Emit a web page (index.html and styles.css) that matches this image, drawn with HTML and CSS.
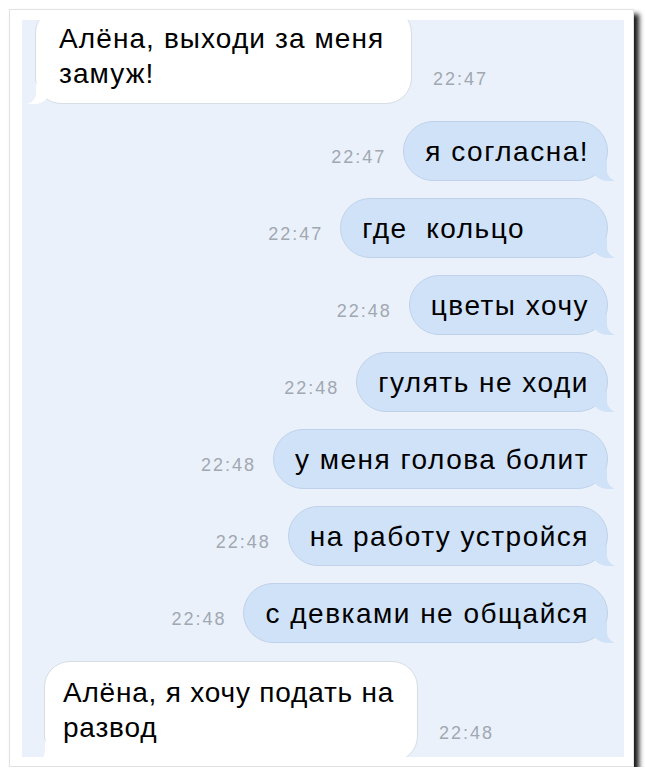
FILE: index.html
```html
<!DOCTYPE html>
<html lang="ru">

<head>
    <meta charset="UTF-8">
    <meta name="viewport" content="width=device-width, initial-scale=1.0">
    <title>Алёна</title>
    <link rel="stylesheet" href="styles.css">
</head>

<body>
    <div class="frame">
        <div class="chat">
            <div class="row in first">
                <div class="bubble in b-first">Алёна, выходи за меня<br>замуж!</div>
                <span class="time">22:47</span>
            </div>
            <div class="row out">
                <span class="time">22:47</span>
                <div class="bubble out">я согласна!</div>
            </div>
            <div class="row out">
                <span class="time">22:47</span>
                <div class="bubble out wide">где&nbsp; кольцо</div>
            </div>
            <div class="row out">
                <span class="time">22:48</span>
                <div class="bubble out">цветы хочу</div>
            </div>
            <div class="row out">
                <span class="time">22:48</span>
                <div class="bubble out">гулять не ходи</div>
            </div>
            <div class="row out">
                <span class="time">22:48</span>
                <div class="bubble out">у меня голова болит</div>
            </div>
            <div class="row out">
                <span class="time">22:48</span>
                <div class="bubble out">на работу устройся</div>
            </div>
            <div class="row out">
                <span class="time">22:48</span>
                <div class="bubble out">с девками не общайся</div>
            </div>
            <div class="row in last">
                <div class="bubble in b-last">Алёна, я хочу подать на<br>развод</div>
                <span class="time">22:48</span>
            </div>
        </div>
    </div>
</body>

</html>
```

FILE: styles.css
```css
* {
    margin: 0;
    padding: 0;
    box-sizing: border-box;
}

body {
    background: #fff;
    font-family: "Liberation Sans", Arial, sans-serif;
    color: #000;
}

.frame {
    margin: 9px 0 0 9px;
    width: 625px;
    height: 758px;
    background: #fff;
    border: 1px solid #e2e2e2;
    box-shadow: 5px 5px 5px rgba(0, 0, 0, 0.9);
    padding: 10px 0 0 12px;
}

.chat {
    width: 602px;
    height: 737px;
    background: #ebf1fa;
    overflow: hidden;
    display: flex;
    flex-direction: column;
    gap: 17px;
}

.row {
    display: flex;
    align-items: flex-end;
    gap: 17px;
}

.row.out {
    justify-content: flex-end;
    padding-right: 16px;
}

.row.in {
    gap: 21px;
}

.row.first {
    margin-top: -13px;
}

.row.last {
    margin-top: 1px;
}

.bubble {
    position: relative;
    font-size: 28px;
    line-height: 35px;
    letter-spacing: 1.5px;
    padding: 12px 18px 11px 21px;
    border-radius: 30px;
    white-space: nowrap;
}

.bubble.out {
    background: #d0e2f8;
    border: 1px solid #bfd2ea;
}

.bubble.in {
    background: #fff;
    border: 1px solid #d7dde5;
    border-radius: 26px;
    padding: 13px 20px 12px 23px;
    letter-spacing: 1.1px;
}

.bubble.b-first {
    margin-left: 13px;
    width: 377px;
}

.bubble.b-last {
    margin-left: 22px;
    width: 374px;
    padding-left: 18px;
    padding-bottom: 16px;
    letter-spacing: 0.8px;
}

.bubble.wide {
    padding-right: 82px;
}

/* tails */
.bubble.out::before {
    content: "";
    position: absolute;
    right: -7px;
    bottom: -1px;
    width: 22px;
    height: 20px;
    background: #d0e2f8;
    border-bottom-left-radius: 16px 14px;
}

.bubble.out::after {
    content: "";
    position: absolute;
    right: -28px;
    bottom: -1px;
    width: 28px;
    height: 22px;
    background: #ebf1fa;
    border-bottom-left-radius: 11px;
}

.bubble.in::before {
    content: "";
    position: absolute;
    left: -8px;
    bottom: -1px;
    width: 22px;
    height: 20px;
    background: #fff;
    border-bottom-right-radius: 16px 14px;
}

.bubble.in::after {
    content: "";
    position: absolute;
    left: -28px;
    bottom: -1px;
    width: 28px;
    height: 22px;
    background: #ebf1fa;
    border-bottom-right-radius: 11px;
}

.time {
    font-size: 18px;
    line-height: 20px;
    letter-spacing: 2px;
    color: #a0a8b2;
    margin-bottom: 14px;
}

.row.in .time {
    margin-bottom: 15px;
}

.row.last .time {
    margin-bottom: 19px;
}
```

____________________

Exercise details: Write out the material above once more, exactly as it reads, with no pictures.

Solution:
Emit a web page (index.html and styles.css) that matches this image, drawn with HTML and CSS.
FILE: index.html
```html
<!DOCTYPE html>
<html lang="ru">

<head>
    <meta charset="UTF-8">
    <meta name="viewport" content="width=device-width, initial-scale=1.0">
    <title>Алёна</title>
    <link rel="stylesheet" href="styles.css">
</head>

<body>
    <div class="frame">
        <div class="chat">
            <div class="row in first">
                <div class="bubble in b-first">Алёна, выходи за меня<br>замуж!</div>
                <span class="time">22:47</span>
            </div>
            <div class="row out">
                <span class="time">22:47</span>
                <div class="bubble out">я согласна!</div>
            </div>
            <div class="row out">
                <span class="time">22:47</span>
                <div class="bubble out wide">где&nbsp; кольцо</div>
            </div>
            <div class="row out">
                <span class="time">22:48</span>
                <div class="bubble out">цветы хочу</div>
            </div>
            <div class="row out">
                <span class="time">22:48</span>
                <div class="bubble out">гулять не ходи</div>
            </div>
            <div class="row out">
                <span class="time">22:48</span>
                <div class="bubble out">у меня голова болит</div>
            </div>
            <div class="row out">
                <span class="time">22:48</span>
                <div class="bubble out">на работу устройся</div>
            </div>
            <div class="row out">
                <span class="time">22:48</span>
                <div class="bubble out">с девками не общайся</div>
            </div>
            <div class="row in last">
                <div class="bubble in b-last">Алёна, я хочу подать на<br>развод</div>
                <span class="time">22:48</span>
            </div>
        </div>
    </div>
</body>

</html>
```

FILE: styles.css
```css
* {
    margin: 0;
    padding: 0;
    box-sizing: border-box;
}

body {
    background: #fff;
    font-family: "Liberation Sans", Arial, sans-serif;
    color: #000;
}

.frame {
    margin: 9px 0 0 9px;
    width: 625px;
    height: 758px;
    background: #fff;
    border: 1px solid #e2e2e2;
    box-shadow: 5px 5px 5px rgba(0, 0, 0, 0.9);
    padding: 10px 0 0 12px;
}

.chat {
    width: 602px;
    height: 737px;
    background: #ebf1fa;
    overflow: hidden;
    display: flex;
    flex-direction: column;
    gap: 17px;
}

.row {
    display: flex;
    align-items: flex-end;
    gap: 17px;
}

.row.out {
    justify-content: flex-end;
    padding-right: 16px;
}

.row.in {
    gap: 21px;
}

.row.first {
    margin-top: -13px;
}

.row.last {
    margin-top: 1px;
}

.bubble {
    position: relative;
    font-size: 28px;
    line-height: 35px;
    letter-spacing: 1.5px;
    padding: 12px 18px 11px 21px;
    border-radius: 30px;
    white-space: nowrap;
}

.bubble.out {
    background: #d0e2f8;
    border: 1px solid #bfd2ea;
}

.bubble.in {
    background: #fff;
    border: 1px solid #d7dde5;
    border-radius: 26px;
    padding: 13px 20px 12px 23px;
    letter-spacing: 1.1px;
}

.bubble.b-first {
    margin-left: 13px;
    width: 377px;
}

.bubble.b-last {
    margin-left: 22px;
    width: 374px;
    padding-left: 18px;
    padding-bottom: 16px;
    letter-spacing: 0.8px;
}

.bubble.wide {
    padding-right: 82px;
}

/* tails */
.bubble.out::before {
    content: "";
    position: absolute;
    right: -7px;
    bottom: -1px;
    width: 22px;
    height: 20px;
    background: #d0e2f8;
    border-bottom-left-radius: 16px 14px;
}

.bubble.out::after {
    content: "";
    position: absolute;
    right: -28px;
    bottom: -1px;
    width: 28px;
    height: 22px;
    background: #ebf1fa;
    border-bottom-left-radius: 11px;
}

.bubble.in::before {
    content: "";
    position: absolute;
    left: -8px;
    bottom: -1px;
    width: 22px;
    height: 20px;
    background: #fff;
    border-bottom-right-radius: 16px 14px;
}

.bubble.in::after {
    content: "";
    position: absolute;
    left: -28px;
    bottom: -1px;
    width: 28px;
    height: 22px;
    background: #ebf1fa;
    border-bottom-right-radius: 11px;
}

.time {
    font-size: 18px;
    line-height: 20px;
    letter-spacing: 2px;
    color: #a0a8b2;
    margin-bottom: 14px;
}

.row.in .time {
    margin-bottom: 15px;
}

.row.last .time {
    margin-bottom: 19px;
}
```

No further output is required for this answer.